Father John Quinn S.J. served in the military twice during the draft era. “Rather than serve in the draft I joined the marine corps and served for a total of 6 years.” Half of those years were in active duty and the other were in reserve duty.

After his time in the marine corps Father Quinn joined the Jesuits and then once again joined the military in the war in Iraq, but this time he served as a chaplain. “In 2003 when the war broke out in Iraq it was important that catholic soldiers have priests serving as chaplains in order to give them the sacraments.” Quinn said.

Father Quinn was a part of the military as a chaplain for 3 years. Military service was not unnatural to Father Quinn.

Quinn said, “I was raised in the military, my Dad was a career army officer so the idea of service was pretty much ingrained in me from the beginning.”

Father Quinn ended up leaving the military as the provincial gave him three years to be in the military.

Quinn said, “It was a three year assignment, id order to stay in for a career I would need to be in the military longer.”

Quinn joined the military in his early 50’s and due to the fact that he could be forced to retire at the age of 60 he wouldn’t have had much time to make a military career for himself.

 

Andrey Aristov

Andrey Aristov, Assistant Principal for Curriculum and Scheduling, served in the air force as an intelligence officer for 28 years. “I was an intelligence officer because I speak, read, and write Russian.”

Aristov joined the military out of a sense of duty to the country. Aristov stated, “I really felt a need to serve my country and my fellow man and I thought that this was the best way to do it.”

Although Aristov viewed the military as a viable career, toward the end of Aristov’s career military enlistment decreased and as a result Aristov decided to pursue a different career.

Aristov said, “The pathway I was following was beginning to close in in the 1980’s when there was a drawdown of the military and some of the opportunities that I was hoping to have were shutting down and I felt at that time that it was a good idea to move into the reserves so that I could keep options open.”

Aristov views serving in the military as an experience that has helped him later on in life as he is seeing the benefits of the military in his modern day work.

Aristov said, “When I was learning how to be an officer I became more disciplined, organized, and focused. I also think it has given me the ability to prioritize more easily as these skills are all needed for an officer on a daily basis.”

 

Dave McClave

Former Loyola teacher Dave McClave served in the Vietnam War as an artillery officer.

McClave participated in the Reserves Officers Training Course, ROTC, which trains officers to serve in the military. After completing the ROTC, McClave served in Vietnam for 22 months.
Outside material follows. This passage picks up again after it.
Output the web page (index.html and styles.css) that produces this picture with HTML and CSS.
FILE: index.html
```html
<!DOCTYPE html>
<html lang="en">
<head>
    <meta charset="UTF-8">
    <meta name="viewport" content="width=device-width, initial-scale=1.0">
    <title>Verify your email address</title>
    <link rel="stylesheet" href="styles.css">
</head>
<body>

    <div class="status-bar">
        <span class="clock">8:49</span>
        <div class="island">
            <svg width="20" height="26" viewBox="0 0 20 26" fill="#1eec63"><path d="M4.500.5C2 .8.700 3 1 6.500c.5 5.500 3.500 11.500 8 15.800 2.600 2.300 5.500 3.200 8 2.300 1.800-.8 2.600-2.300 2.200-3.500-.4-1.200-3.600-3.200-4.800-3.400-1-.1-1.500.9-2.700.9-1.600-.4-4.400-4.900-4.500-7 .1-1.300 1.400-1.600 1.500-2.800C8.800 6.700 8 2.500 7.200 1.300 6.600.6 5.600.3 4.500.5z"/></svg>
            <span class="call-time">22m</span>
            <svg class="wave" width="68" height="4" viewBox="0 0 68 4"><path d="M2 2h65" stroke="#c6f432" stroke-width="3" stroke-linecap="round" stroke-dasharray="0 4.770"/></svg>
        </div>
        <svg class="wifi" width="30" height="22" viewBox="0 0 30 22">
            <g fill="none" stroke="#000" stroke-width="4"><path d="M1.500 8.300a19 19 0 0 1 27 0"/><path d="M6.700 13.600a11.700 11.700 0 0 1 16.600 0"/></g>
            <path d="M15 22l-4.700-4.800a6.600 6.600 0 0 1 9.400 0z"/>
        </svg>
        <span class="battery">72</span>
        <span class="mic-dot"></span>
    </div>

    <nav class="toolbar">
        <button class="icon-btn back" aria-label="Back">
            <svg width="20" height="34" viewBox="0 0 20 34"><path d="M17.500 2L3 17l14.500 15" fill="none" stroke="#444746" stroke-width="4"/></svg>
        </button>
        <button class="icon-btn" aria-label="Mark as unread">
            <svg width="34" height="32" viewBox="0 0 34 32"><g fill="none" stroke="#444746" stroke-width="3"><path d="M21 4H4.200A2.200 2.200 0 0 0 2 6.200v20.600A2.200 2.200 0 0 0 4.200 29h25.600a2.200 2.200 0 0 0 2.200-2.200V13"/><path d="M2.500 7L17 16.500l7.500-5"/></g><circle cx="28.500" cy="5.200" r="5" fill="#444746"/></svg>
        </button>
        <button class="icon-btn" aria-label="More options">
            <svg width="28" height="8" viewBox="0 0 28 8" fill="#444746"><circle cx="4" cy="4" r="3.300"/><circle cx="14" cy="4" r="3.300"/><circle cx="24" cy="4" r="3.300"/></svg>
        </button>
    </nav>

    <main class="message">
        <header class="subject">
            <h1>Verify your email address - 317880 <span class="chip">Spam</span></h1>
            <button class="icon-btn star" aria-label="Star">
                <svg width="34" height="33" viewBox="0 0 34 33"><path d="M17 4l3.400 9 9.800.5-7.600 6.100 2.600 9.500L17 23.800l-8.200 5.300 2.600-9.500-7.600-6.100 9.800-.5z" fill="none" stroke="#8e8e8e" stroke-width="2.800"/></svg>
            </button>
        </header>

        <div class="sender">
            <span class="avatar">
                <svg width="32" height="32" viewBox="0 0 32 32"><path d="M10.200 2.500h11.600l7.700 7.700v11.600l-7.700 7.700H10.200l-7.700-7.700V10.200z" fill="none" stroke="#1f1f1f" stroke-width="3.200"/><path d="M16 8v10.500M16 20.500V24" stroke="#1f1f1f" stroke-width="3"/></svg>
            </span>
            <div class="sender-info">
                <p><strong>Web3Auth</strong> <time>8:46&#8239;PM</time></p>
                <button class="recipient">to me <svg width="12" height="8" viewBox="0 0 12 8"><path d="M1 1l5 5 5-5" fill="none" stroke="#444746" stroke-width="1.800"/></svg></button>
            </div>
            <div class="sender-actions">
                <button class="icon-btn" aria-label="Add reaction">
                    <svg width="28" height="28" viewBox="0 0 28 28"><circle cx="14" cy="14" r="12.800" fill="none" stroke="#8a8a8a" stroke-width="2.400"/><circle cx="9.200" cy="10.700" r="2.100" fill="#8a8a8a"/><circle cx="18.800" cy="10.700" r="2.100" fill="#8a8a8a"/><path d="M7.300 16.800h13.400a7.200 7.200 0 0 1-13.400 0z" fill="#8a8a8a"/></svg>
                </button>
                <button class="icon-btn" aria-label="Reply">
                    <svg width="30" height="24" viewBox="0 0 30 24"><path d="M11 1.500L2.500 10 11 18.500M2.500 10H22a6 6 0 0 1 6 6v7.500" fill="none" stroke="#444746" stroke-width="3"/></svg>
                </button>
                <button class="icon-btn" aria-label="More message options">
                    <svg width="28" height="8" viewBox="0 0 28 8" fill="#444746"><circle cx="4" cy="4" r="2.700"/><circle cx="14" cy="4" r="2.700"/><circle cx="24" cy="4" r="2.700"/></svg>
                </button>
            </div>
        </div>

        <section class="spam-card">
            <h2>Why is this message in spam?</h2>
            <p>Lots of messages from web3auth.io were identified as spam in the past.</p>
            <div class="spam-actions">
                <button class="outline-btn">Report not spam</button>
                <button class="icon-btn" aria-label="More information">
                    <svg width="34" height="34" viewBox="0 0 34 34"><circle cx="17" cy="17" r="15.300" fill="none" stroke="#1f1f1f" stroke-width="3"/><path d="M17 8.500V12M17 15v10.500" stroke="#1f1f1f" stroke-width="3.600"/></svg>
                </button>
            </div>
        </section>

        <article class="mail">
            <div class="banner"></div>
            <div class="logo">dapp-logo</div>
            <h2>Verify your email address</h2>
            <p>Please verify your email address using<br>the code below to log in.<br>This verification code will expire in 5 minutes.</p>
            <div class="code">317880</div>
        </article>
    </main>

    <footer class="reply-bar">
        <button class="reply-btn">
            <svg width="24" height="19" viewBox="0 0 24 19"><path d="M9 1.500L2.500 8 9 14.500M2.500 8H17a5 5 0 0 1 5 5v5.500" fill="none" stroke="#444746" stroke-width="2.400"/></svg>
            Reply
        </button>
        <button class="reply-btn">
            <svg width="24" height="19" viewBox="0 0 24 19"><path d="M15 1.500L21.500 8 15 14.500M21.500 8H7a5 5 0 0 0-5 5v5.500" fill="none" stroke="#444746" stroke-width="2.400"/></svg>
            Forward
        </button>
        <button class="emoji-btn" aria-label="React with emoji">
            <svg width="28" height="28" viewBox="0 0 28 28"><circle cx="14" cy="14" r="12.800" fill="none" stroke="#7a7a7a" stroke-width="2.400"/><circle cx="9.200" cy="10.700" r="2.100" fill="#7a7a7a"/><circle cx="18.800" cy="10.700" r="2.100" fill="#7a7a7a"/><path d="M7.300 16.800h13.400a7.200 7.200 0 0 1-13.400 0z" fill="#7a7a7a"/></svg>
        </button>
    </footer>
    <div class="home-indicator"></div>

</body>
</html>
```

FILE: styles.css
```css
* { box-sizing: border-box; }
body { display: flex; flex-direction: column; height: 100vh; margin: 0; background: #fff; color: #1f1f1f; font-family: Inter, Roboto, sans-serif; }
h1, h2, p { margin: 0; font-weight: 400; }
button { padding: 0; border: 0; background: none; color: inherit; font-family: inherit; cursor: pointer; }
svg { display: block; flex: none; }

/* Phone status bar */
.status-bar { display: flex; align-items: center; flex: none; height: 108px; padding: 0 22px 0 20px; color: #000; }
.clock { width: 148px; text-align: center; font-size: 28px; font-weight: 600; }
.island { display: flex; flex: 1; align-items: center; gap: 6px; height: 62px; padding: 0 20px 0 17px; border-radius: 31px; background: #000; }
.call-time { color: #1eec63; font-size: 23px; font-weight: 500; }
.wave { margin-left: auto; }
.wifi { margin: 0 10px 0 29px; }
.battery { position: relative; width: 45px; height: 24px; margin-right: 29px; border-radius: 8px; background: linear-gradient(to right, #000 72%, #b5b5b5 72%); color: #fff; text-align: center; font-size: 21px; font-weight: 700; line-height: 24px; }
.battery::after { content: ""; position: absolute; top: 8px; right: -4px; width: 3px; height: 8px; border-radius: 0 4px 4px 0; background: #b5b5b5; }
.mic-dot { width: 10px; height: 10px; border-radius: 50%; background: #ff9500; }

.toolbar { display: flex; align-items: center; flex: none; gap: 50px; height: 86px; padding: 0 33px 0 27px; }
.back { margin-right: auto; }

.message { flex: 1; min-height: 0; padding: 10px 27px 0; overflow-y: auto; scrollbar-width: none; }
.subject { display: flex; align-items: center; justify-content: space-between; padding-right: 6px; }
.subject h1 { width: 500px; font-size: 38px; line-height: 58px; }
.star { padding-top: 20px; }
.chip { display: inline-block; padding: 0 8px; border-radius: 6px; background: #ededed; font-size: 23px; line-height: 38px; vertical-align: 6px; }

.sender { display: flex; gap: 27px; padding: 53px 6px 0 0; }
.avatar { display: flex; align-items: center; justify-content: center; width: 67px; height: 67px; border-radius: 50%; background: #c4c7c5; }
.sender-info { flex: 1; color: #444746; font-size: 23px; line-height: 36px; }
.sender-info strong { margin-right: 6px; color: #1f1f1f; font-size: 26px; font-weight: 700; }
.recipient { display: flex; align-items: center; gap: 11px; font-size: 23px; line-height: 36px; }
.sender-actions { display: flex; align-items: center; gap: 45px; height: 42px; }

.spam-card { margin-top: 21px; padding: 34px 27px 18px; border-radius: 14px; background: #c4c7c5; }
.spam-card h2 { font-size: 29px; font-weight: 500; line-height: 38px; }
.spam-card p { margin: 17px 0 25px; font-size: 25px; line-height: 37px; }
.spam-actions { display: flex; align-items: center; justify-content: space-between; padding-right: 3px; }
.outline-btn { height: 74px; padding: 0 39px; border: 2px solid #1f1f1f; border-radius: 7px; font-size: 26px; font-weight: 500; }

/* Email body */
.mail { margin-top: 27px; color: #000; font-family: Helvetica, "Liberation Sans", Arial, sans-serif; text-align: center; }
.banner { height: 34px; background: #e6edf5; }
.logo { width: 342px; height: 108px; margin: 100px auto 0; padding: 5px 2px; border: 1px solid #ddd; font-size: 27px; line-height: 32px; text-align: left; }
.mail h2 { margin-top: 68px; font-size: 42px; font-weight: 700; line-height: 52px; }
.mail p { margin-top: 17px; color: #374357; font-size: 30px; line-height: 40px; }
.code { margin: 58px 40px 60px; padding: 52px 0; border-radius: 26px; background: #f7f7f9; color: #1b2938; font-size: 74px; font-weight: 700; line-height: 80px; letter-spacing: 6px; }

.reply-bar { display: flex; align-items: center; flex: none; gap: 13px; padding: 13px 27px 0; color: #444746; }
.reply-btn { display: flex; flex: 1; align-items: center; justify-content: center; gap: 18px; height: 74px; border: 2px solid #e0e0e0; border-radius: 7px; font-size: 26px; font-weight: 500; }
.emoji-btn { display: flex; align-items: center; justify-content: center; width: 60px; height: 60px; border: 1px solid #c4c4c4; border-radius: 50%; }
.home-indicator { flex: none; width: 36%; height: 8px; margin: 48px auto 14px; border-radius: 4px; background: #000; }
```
Including active and reserve duty, McClave served for a total of 5 years. McClave believes Americans should serve in the military.

McClave did not view the military as a viable career choice because his wife was not very much involved in the military effort and because McClave did not feel a strong yearning to join in the military for a perpetuated time.

McClave said, “In a sense, a wife is almost as important as you are to become a military success and I knew that that would never work with my wife and I didn’t even feel an inclination to view the military as a career.”

McClave described the aftermath of his service to be difficult as he didn’t know how his friends who served in the army fared as he wasn’t able to get in contact with them.

McClave said, “I came home and I thought that I had had friends who had been killed in Vietnam and before long I thought it was a great tragedy that they had been sent there.”

“I think that whether it be military service or community service, some form of service would be very helpful to the youth of America,” McClave said.